**Task instructions:** Give only the number of lines where "styled" occurs.

BEGIN

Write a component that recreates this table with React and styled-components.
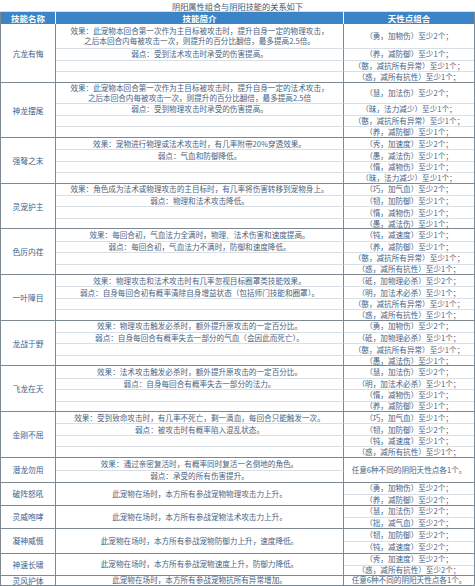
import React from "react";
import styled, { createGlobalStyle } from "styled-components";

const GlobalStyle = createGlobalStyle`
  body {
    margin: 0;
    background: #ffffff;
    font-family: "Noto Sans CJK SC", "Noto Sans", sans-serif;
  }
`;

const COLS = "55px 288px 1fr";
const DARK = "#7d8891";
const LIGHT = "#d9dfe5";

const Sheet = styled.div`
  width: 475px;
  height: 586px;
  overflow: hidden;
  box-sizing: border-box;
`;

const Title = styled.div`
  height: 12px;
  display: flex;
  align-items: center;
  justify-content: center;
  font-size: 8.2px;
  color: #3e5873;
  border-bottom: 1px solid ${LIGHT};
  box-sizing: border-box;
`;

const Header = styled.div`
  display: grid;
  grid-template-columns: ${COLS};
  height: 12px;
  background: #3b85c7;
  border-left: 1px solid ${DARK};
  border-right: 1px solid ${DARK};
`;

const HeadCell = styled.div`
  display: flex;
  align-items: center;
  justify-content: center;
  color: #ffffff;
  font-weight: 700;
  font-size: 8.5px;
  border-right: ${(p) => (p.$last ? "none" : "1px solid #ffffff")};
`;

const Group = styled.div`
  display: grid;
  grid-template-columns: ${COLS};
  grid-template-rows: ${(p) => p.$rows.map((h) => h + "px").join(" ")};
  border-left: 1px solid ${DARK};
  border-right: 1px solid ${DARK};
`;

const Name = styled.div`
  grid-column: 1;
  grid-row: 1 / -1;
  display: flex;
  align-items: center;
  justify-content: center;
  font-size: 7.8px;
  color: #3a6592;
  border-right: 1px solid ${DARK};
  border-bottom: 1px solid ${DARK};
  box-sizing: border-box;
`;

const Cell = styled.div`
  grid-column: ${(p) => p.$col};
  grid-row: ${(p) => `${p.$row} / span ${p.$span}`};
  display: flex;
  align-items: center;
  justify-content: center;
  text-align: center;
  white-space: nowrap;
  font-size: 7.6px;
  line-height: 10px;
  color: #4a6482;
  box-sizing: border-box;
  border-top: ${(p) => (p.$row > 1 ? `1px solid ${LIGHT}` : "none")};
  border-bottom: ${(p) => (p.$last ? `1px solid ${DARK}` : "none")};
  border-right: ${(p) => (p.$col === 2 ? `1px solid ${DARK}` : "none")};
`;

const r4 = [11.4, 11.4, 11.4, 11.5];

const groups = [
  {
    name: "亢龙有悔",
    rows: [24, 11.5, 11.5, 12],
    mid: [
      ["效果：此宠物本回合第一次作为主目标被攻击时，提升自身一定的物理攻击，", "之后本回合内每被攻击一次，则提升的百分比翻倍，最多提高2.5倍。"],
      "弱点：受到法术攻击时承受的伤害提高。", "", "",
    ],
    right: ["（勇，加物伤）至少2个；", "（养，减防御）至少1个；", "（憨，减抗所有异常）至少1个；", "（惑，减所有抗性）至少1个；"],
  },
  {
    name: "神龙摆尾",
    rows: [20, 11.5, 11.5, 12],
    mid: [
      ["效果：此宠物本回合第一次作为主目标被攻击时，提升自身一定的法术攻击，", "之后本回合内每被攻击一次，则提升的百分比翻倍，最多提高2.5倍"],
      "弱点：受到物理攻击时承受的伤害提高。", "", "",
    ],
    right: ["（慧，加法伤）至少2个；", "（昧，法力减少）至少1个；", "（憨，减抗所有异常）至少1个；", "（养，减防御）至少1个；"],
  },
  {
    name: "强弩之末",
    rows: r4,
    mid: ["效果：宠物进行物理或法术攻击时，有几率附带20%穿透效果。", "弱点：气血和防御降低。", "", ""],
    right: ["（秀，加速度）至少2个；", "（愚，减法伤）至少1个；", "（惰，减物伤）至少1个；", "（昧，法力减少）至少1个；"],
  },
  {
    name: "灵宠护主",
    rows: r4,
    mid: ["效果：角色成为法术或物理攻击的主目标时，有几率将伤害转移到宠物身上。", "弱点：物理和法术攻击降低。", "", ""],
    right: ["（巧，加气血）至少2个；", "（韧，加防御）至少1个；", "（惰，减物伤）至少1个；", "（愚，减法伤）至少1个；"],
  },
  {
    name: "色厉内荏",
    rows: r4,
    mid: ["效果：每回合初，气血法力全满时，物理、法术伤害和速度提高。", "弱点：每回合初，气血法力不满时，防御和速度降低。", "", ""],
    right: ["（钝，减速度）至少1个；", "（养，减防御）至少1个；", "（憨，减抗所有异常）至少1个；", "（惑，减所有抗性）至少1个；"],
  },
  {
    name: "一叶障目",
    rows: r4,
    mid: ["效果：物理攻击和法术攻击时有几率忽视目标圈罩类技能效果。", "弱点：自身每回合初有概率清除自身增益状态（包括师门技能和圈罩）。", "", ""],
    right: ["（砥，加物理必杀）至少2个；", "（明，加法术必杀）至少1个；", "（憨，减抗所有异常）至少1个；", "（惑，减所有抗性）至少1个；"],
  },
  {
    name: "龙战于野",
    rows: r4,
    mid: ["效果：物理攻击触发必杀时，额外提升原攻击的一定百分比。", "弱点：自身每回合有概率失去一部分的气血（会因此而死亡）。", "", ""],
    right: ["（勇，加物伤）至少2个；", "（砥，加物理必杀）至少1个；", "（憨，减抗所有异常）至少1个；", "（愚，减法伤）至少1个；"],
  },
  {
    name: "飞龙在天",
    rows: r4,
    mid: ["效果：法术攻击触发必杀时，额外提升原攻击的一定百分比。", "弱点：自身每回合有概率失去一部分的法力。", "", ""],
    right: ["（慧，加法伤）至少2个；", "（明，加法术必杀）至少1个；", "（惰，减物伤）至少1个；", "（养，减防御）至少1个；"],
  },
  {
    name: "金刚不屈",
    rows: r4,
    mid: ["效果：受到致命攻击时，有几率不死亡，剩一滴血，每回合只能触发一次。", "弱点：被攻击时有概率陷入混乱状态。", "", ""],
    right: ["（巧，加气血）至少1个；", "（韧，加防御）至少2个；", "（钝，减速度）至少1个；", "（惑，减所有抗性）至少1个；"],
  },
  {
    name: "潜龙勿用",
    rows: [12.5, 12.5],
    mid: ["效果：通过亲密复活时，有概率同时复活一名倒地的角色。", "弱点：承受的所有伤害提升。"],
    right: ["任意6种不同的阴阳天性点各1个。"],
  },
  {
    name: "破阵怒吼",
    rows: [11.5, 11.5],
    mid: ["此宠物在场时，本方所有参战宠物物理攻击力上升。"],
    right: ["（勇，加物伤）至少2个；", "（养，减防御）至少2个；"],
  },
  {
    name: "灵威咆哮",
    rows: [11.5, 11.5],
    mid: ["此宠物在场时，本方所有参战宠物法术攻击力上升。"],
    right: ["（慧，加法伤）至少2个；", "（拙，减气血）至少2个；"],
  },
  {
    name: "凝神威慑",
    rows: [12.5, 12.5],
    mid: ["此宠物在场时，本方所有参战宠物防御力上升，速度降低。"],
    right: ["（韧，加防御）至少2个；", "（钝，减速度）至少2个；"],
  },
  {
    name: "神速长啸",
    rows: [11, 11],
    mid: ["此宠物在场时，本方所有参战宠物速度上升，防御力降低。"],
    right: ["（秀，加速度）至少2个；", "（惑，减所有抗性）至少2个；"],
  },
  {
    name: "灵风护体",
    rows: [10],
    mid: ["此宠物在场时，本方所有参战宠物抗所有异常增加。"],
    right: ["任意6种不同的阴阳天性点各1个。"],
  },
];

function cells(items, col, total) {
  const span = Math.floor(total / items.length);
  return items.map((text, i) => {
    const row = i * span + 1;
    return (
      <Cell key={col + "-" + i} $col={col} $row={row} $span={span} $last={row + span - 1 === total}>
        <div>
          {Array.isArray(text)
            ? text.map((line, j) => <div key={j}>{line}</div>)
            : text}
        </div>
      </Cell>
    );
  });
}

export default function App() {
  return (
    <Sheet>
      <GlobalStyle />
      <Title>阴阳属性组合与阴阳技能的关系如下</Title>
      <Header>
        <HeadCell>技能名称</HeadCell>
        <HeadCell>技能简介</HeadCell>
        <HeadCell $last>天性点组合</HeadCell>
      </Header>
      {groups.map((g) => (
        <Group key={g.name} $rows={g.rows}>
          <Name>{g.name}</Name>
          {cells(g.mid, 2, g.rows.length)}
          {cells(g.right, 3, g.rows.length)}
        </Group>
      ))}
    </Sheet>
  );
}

END

**Output of the task:** 9